Start of DATA LISTING
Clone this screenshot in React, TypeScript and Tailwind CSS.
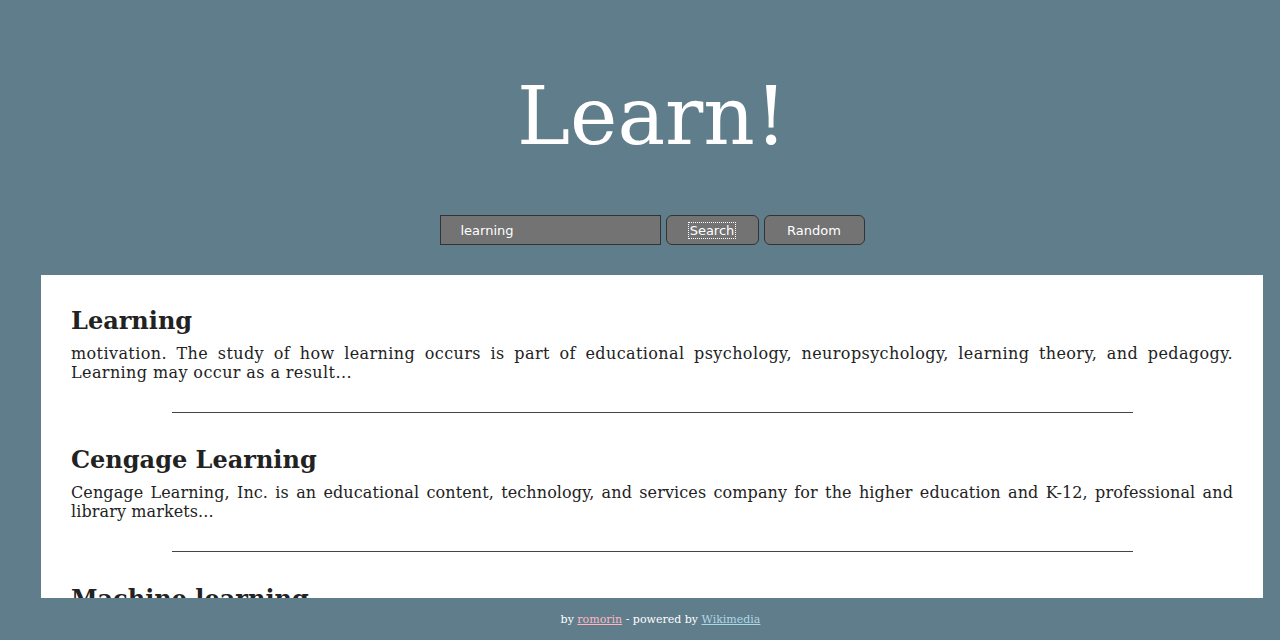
import React from "react";

const results = [
  {
    title: "Learning",
    text: "motivation. The study of how learning occurs is part of educational psychology, neuropsychology, learning theory, and pedagogy. Learning may occur as a result...",
    track: "tracking-[0.4px]",
  },
  {
    title: "Cengage Learning",
    text: "Cengage Learning, Inc. is an educational content, technology, and services company for the higher education and K-12, professional and library markets...",
    track: "tracking-[0.1px]",
  },
  {
    title: "Machine learning",
    text: "Machine learning is the subfield of computer science that gives computers the ability to learn without being explicitly programmed...",
    track: "tracking-[0.4px]",
  },
];

export default function App() {
  return (
    <div className="min-h-screen bg-[#607d8b] font-['DejaVu_Serif',serif] pb-[60px]">
      <div className="ml-[41px] mr-[17px]">
        <h1 className="text-white text-[80px] leading-[93px] text-center pt-[70px] m-0">Learn!</h1>
        <div className="flex justify-center items-center gap-[5px] mt-[52px] font-['DejaVu_Sans',sans-serif] text-[13px] text-white">
          <div className="w-[221px] h-[30px] bg-[#737373] border border-[#333] flex items-center pl-[20px] pt-[1px]">learning</div>
          <button className="w-[93px] h-[30px] bg-[#737373] border border-[#333] rounded-[6px] flex items-center justify-center pt-[1px]">
            <span className="outline outline-1 outline-dotted outline-white px-[1px] leading-[15px]">Search</span>
          </button>
          <button className="w-[101px] h-[30px] bg-[#737373] border border-[#333] rounded-[6px] flex items-center justify-center pt-[1px]">Random</button>
        </div>
        <main className="bg-white mt-[30px] px-[30px] pt-[28px] pb-[20px]">
          {results.map((r, i) => (
            <section key={i}>
              <h2 className="text-[24px] font-bold text-[#222] leading-[36px] m-0">{r.title}</h2>
              <p className={`text-[16px] text-[#222] leading-[19px] text-justify mt-[5px] ${r.track}`}>{r.text}</p>
              <hr className="w-[961px] mx-auto border-0 border-t border-[#444] mt-[30px] mb-[29px]" />
            </section>
          ))}
        </main>
      </div>
      <footer className="fixed bottom-0 left-[41px] right-0 h-[42px] bg-[#607d8b] flex items-center justify-center text-[11px] text-white pt-[3px]">
        <span>
          by <a className="text-[#ffb6c1] underline" href="#">romorin</a> - powered by{" "}
          <a className="text-[#add8e6] underline" href="#">Wikimedia</a>
        </span>
      </footer>
      <div className="fixed bottom-0 left-0 w-[41px] h-[42px] bg-[#607d8b]" />
    </div>
  );
}
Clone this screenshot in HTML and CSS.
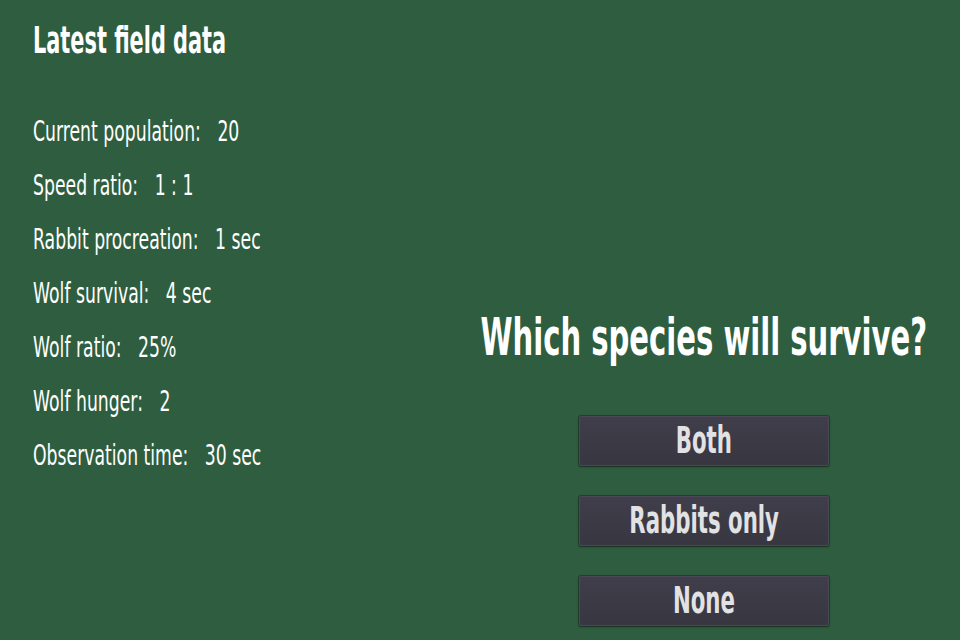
FILE: index.html
```html
<!DOCTYPE html>
<html>
<head>
<meta charset="utf-8">
<link rel="stylesheet" href="styles.css">
</head>
<body>
<div class="page">
  <section class="data">
    <h1 class="title"><span class="narrow">Latest field data</span></h1>
    <ul class="stats">
      <li><span class="narrow">Current population:   20</span></li>
      <li><span class="narrow">Speed ratio:   1 : 1</span></li>
      <li><span class="narrow">Rabbit procreation:   1 sec</span></li>
      <li><span class="narrow">Wolf survival:   4 sec</span></li>
      <li><span class="narrow">Wolf ratio:   25%</span></li>
      <li><span class="narrow">Wolf hunger:   2</span></li>
      <li><span class="narrow">Observation time:   30 sec</span></li>
    </ul>
  </section>
  <section class="quiz">
    <h2 class="question"><span class="narrow center">Which species will survive?</span></h2>
    <div class="choices">
      <button class="choice"><span class="narrow center">Both</span></button>
      <button class="choice"><span class="narrow center">Rabbits only</span></button>
      <button class="choice"><span class="narrow center">None</span></button>
    </div>
  </section>
</div>
</body>
</html>
```
FILE: styles.css
```css
html, body {
  margin: 0;
  padding: 0;
}
body {
  width: 960px;
  height: 640px;
  overflow: hidden;
  background: #2e5e3f;
  color: #ffffff;
  font-family: "DejaVu Sans", sans-serif;
}
.narrow {
  display: inline-block;
  white-space: pre;
  transform-origin: left center;
}
.narrow.center {
  transform-origin: center center;
}
.page {
  display: flex;
  height: 640px;
}
.data {
  flex: none;
  width: 448px;
  box-sizing: border-box;
  padding: 18px 0 0 33px;
}
.title {
  margin: 0;
  font-size: 38px;
  line-height: 44px;
  font-weight: bold;
}
.title .narrow {
  transform: scaleX(0.549);
}
.stats {
  list-style: none;
  margin: 54px 0 0 0;
  padding: 0;
  display: flex;
  flex-direction: column;
  gap: 24px;
}
.stats li {
  font-size: 29px;
  line-height: 30px;
  white-space: nowrap;
}
.stats .narrow {
  transform: scaleX(0.595);
}
.quiz {
  flex: none;
  width: 512px;
  min-width: 0;
  display: flex;
  flex-direction: column;
  align-items: center;
  padding-top: 308px;
}
.question {
  margin: 0;
  font-size: 51px;
  line-height: 60px;
  font-weight: bold;
  white-space: nowrap;
  display: flex;
  justify-content: center;
  width: 100%;
  min-width: 0;
}
.question .narrow {
  transform: scaleX(0.57);
  flex-shrink: 0;
}
.choices {
  margin-top: 48px;
  display: flex;
  flex-direction: column;
  gap: 30px;
}
.choice {
  width: 250px;
  height: 50px;
  box-sizing: border-box;
  border: 1px solid #4a4856;
  border-radius: 2px;
  background: linear-gradient(#403e4a, #383640);
  box-shadow: 0 0 0 1px rgba(20, 30, 25, 0.45), 0 1px 3px rgba(0, 0, 0, 0.3);
  color: #e2e2e4;
  font-family: inherit;
  font-size: 37px;
  font-weight: bold;
  padding: 0;
  display: flex;
  align-items: center;
  justify-content: center;
  overflow: visible;
}
.choice .narrow {
  transform: scaleX(0.575);
  flex-shrink: 0;
  line-height: 44px;
}
```
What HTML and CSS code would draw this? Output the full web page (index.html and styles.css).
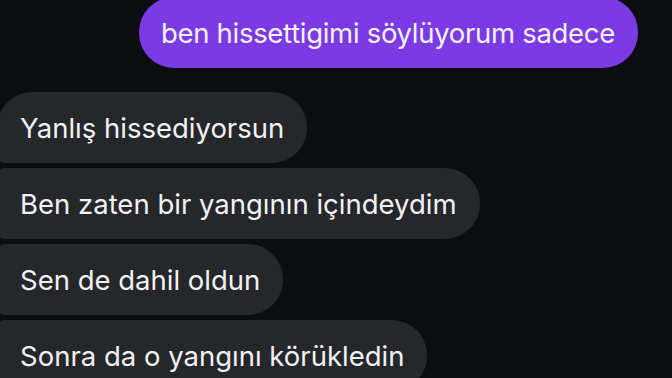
End of DATA LISTING
Each entry above is to be written out again unchanged, apart from the pictures, which are left out.

**REPLY TO THE TASK:**
Clone this screenshot in React, TypeScript and Tailwind CSS.
import React from "react";

const results = [
  {
    title: "Learning",
    text: "motivation. The study of how learning occurs is part of educational psychology, neuropsychology, learning theory, and pedagogy. Learning may occur as a result...",
    track: "tracking-[0.4px]",
  },
  {
    title: "Cengage Learning",
    text: "Cengage Learning, Inc. is an educational content, technology, and services company for the higher education and K-12, professional and library markets...",
    track: "tracking-[0.1px]",
  },
  {
    title: "Machine learning",
    text: "Machine learning is the subfield of computer science that gives computers the ability to learn without being explicitly programmed...",
    track: "tracking-[0.4px]",
  },
];

export default function App() {
  return (
    <div className="min-h-screen bg-[#607d8b] font-['DejaVu_Serif',serif] pb-[60px]">
      <div className="ml-[41px] mr-[17px]">
        <h1 className="text-white text-[80px] leading-[93px] text-center pt-[70px] m-0">Learn!</h1>
        <div className="flex justify-center items-center gap-[5px] mt-[52px] font-['DejaVu_Sans',sans-serif] text-[13px] text-white">
          <div className="w-[221px] h-[30px] bg-[#737373] border border-[#333] flex items-center pl-[20px] pt-[1px]">learning</div>
          <button className="w-[93px] h-[30px] bg-[#737373] border border-[#333] rounded-[6px] flex items-center justify-center pt-[1px]">
            <span className="outline outline-1 outline-dotted outline-white px-[1px] leading-[15px]">Search</span>
          </button>
          <button className="w-[101px] h-[30px] bg-[#737373] border border-[#333] rounded-[6px] flex items-center justify-center pt-[1px]">Random</button>
        </div>
        <main className="bg-white mt-[30px] px-[30px] pt-[28px] pb-[20px]">
          {results.map((r, i) => (
            <section key={i}>
              <h2 className="text-[24px] font-bold text-[#222] leading-[36px] m-0">{r.title}</h2>
              <p className={`text-[16px] text-[#222] leading-[19px] text-justify mt-[5px] ${r.track}`}>{r.text}</p>
              <hr className="w-[961px] mx-auto border-0 border-t border-[#444] mt-[30px] mb-[29px]" />
            </section>
          ))}
        </main>
      </div>
      <footer className="fixed bottom-0 left-[41px] right-0 h-[42px] bg-[#607d8b] flex items-center justify-center text-[11px] text-white pt-[3px]">
        <span>
          by <a className="text-[#ffb6c1] underline" href="#">romorin</a> - powered by{" "}
          <a className="text-[#add8e6] underline" href="#">Wikimedia</a>
        </span>
      </footer>
      <div className="fixed bottom-0 left-0 w-[41px] h-[42px] bg-[#607d8b]" />
    </div>
  );
}
Clone this screenshot in HTML and CSS.
FILE: index.html
```html
<!DOCTYPE html>
<html>
<head>
<meta charset="utf-8">
<link rel="stylesheet" href="styles.css">
</head>
<body>
<div class="page">
  <section class="data">
    <h1 class="title"><span class="narrow">Latest field data</span></h1>
    <ul class="stats">
      <li><span class="narrow">Current population:   20</span></li>
      <li><span class="narrow">Speed ratio:   1 : 1</span></li>
      <li><span class="narrow">Rabbit procreation:   1 sec</span></li>
      <li><span class="narrow">Wolf survival:   4 sec</span></li>
      <li><span class="narrow">Wolf ratio:   25%</span></li>
      <li><span class="narrow">Wolf hunger:   2</span></li>
      <li><span class="narrow">Observation time:   30 sec</span></li>
    </ul>
  </section>
  <section class="quiz">
    <h2 class="question"><span class="narrow center">Which species will survive?</span></h2>
    <div class="choices">
      <button class="choice"><span class="narrow center">Both</span></button>
      <button class="choice"><span class="narrow center">Rabbits only</span></button>
      <button class="choice"><span class="narrow center">None</span></button>
    </div>
  </section>
</div>
</body>
</html>
```
FILE: styles.css
```css
html, body {
  margin: 0;
  padding: 0;
}
body {
  width: 960px;
  height: 640px;
  overflow: hidden;
  background: #2e5e3f;
  color: #ffffff;
  font-family: "DejaVu Sans", sans-serif;
}
.narrow {
  display: inline-block;
  white-space: pre;
  transform-origin: left center;
}
.narrow.center {
  transform-origin: center center;
}
.page {
  display: flex;
  height: 640px;
}
.data {
  flex: none;
  width: 448px;
  box-sizing: border-box;
  padding: 18px 0 0 33px;
}
.title {
  margin: 0;
  font-size: 38px;
  line-height: 44px;
  font-weight: bold;
}
.title .narrow {
  transform: scaleX(0.549);
}
.stats {
  list-style: none;
  margin: 54px 0 0 0;
  padding: 0;
  display: flex;
  flex-direction: column;
  gap: 24px;
}
.stats li {
  font-size: 29px;
  line-height: 30px;
  white-space: nowrap;
}
.stats .narrow {
  transform: scaleX(0.595);
}
.quiz {
  flex: none;
  width: 512px;
  min-width: 0;
  display: flex;
  flex-direction: column;
  align-items: center;
  padding-top: 308px;
}
.question {
  margin: 0;
  font-size: 51px;
  line-height: 60px;
  font-weight: bold;
  white-space: nowrap;
  display: flex;
  justify-content: center;
  width: 100%;
  min-width: 0;
}
.question .narrow {
  transform: scaleX(0.57);
  flex-shrink: 0;
}
.choices {
  margin-top: 48px;
  display: flex;
  flex-direction: column;
  gap: 30px;
}
.choice {
  width: 250px;
  height: 50px;
  box-sizing: border-box;
  border: 1px solid #4a4856;
  border-radius: 2px;
  background: linear-gradient(#403e4a, #383640);
  box-shadow: 0 0 0 1px rgba(20, 30, 25, 0.45), 0 1px 3px rgba(0, 0, 0, 0.3);
  color: #e2e2e4;
  font-family: inherit;
  font-size: 37px;
  font-weight: bold;
  padding: 0;
  display: flex;
  align-items: center;
  justify-content: center;
  overflow: visible;
}
.choice .narrow {
  transform: scaleX(0.575);
  flex-shrink: 0;
  line-height: 44px;
}
```
What HTML and CSS code would draw this? Output the full web page (index.html and styles.css).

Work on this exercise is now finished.